In the end, our lack of time and experience with the boat cost us a possible podium finish. Our division was won by Skye, a very well-sailed Farr 395. But, an analysis of our Expedition log file showed that we could quantify an hour-a full hour!-of time spent either recovering from the 2A takedown or from resetting and repairing the 3A, all in the last 50 miles of the race. Or, as a function of time, we gave up an hour during the last six hours of a twenty-six hour race-and we corrected about 1 hour and 15 minutes out of second place. We can only imagine what we could have done had we sailed the boat to its potential in the other twenty hours.
Lessons learned? The first: perhaps rate and sail the boat without the 2A for shorthanded racing. Whatever speed the 2A gave us, we gave back in sail changes to and from the 3A. Furthermore, threebeans rates 1.147; the previous hull Tiburon rated 1.137 with a kite roughly the size of our 3A. That rating difference would have meant another 15 minutes.

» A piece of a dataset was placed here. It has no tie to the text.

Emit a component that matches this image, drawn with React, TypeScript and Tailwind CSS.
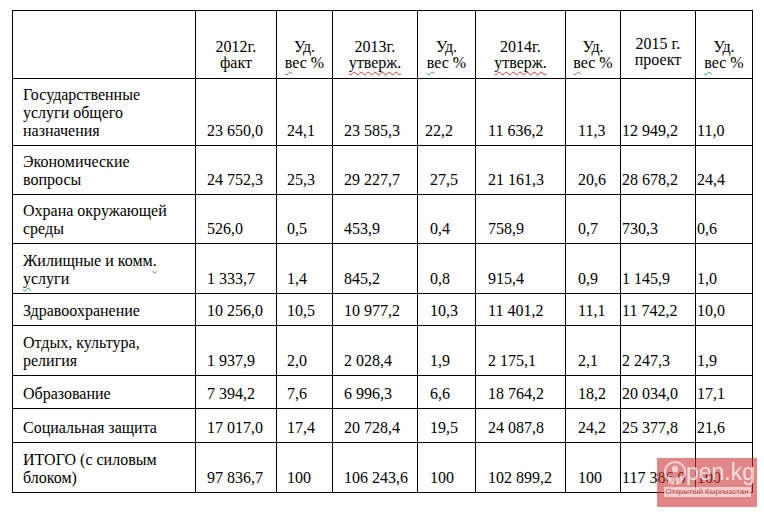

Or, perhaps we should rig both spinnakers with socks. Quantifying the time lost with a bare-headed change versus a sock change would help decide whether the large kite is worth the rating disadvantage; if the sock could speed the sets and takedowns considerably, having the large kite onboard might prove to be worth corrected time delta.
The overarching lesson is, of course, that there's no substitute for time in the boat.
With no races on the immediate horizon, we can focus on finishing the boat. But in the meantime, we're actually quite pleased with our third-to-last finish. While there's no substitute for practice, there's also something to a "trial by fire"- throw a race at the boat and see what happens in race conditions. We now have the confidence that when we point threebeans in the right direction, and keep her pointed that way without rinsing off the spreaders thanks to our mismanagement of her sails, she will take good care of us. The SC-37 is truly a remarkable boat.